В центре город стремительно разрастался вверх, башня громоздилась на башню, составляя его ядро, и ближе к окраинам он растекался по равнине, милю за милей; в его внутренностях, подобно благотворным бациллам, сражающимся с болезнью в человеческом организме, миссии и приюты как могли сопротивлялись салунам и прочему злу, часто селящемуся в больших городах. Авантюристы всех мастей обретали славу или разорение на рынке; ночью по улицам разгуливали бандиты, и не обходилось без убийств; в сумерках повсюду шныряло ворьё; в дома постоянно вламывались и обирали хозяев до нитки. Конечно, жить здесь было безопаснее, чем в средневековом Риме эпохи борьбы за власть, хотя в Риме убийц карали гораздо чаще, а в этом городе на каждом перекрестке вас подстерегала опасность покалечиться или сгинуть под колесами автомобилей.

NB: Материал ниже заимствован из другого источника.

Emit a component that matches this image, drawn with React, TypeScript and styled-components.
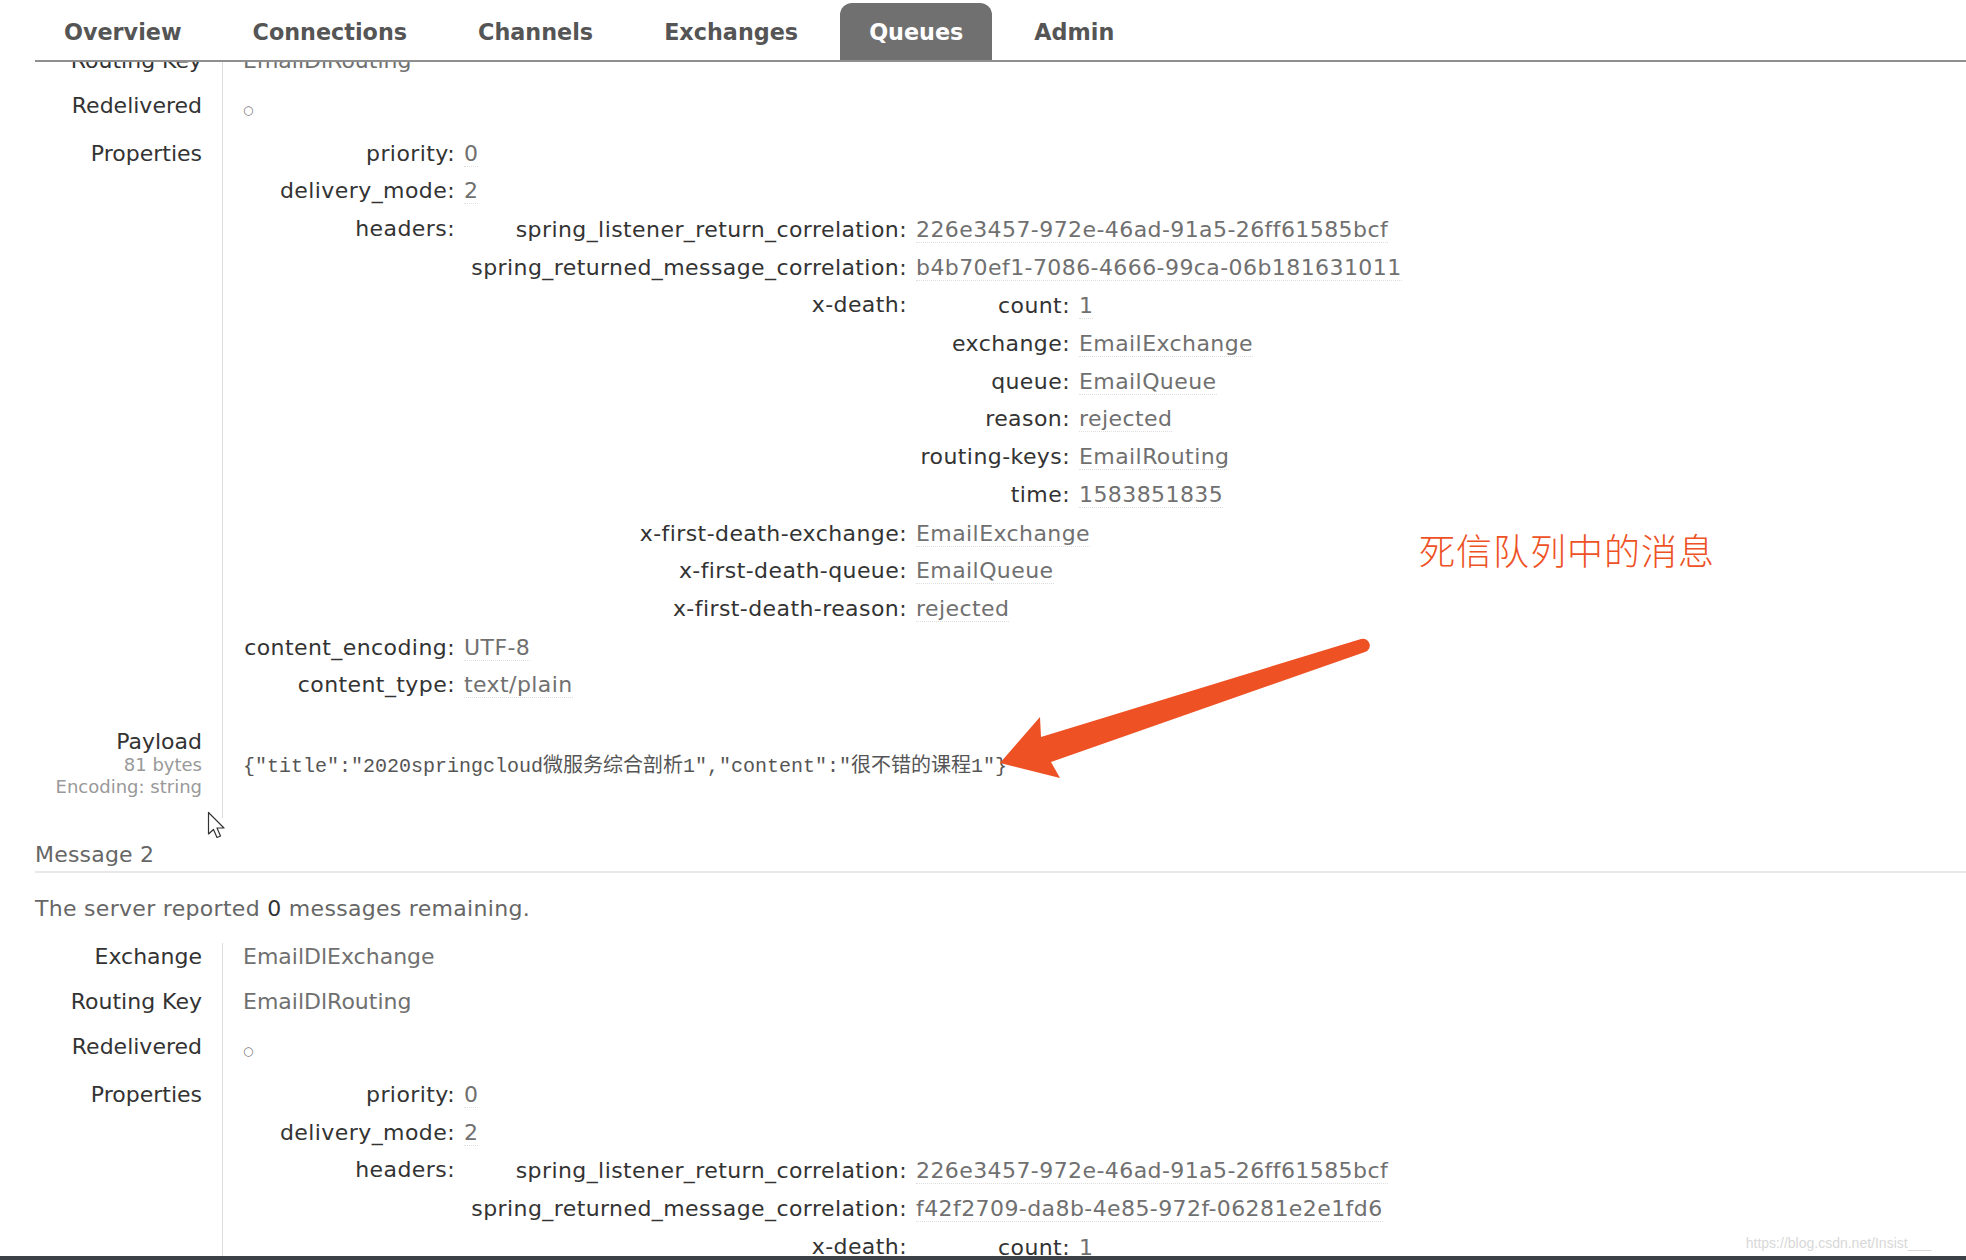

Горожанам позволялось творить законодательство по собственному усмотрению, потому что законы не имели особого веса, но налоги стабильно росли, что было на руку политикам. Законотворчество развлекало народ и чрезвычайно ему нравилось; настроение в обществе улучшалось, ведь появились законы даже о превышении скорости. Больше того, вышел закон, запрещающий дым! Дымить стало нельзя ни трубам, ни курильщикам. Законы писались по любому случаю — и тут же забывались; иногда о них вспоминали и мчались принимать новый закон в поддержку старого — и вновь забывали и тот и другой. Но как только закон угрожал Деньгам или Голосованию — или начинал кого-то беспокоить — его превращали в курьез. Власть была выше закона.
Так рос город. Рос и набирался сил.
До кого бы он ни дотянулся, он всех обращал в свою веру:
Глава 2
Небоскреб Шеридан был самым большим в городе; Трастовая компания Шеридана считалась крупнейшей из ей подобных; сам Шеридан стал самым влиятельным застройщиком, и сломщиком, и доверителем, и разрушителем в городском дыму. В начале эпохи Роста он явился сюда откуда-то с перепутья сельских дорог и возвышался и падал вместе с возвышениями и падениями того времени; но каждый раз, срываясь вниз, он забирался обратно, обосновываясь чуть выше, чем был, пока наконец, после года изнурительного труда и треволнений — последние возникли в том числе и из-за маячащей на горизонте возможности передохнуть от первого в местах не столь отдаленных, — он очутился на вершине, с твердой почвой под ногами; а после этого ему был «сам черт не брат». Но жажду наживы он так и не утолил: она бурлила в его крови и требовала новых подношений.
Он воплощал в себе суть города. Любил его, величая Божьим краем, и говаривал, полной грудью вдыхая дым, что сам воздух здесь пахнет Процветанием. Иногда он довольно хмыкал, случайно замарав копотью манжеты, и был действительно готов целовать ее. «Отлично! Отлично! — произносил он, причмокивая от удовольствия. — Отлично, чистая сажа всё равно что чистая кровь, благослови ее Господь!» Он умел наслаждаться дымом; он рассмеялся в лицо «противодымному» комитету из печальных домохозяек, пришедших молить о поддержке в борьбе с загрязнением воздуха. «Не было б дыма, заявлялись бы в субботу вечером ваши мужья домой с пустыми карманами, — весело сообщил он женщинам. — Может, кустики в ваших палисадниках и страдают от гари, но вот детишки кашляют из-за плохого климата и аденоидов. А дым климат улучшает. И люди от него становятся здоровее, потому что моются чаще. Им приходится следить за телом, смывая микробы. Идите-ка домой и спросите муженьков, сколько они получают по платежной ведомости за дым, — потом наверняка вернетесь и станете просить дыма побольше, а не избавления от него!»
Такая любовь к городу была для мистера Шеридана сродни нарциссизму; он видел в нем свое отражение; он был похож на него — темный, большой, беспечный, богатый, сильный, смотрящий в будущее с неиссякаемым оптимизмом. Он искренне, всей душой, верил, что это лучший город на земле. «Лучший» — он любил это слово. Он думал о городе как о своей собственности, впрочем, и свою семью он считал своей собственностью; и с той же искренностью, с какой верил в лучший город земли, он полагал, что лучше его семьи не сыскать, хотя сын Биббз и портил картину. На самом деле мистеру Шеридану не мешало бы узнать и семью, и город поближе.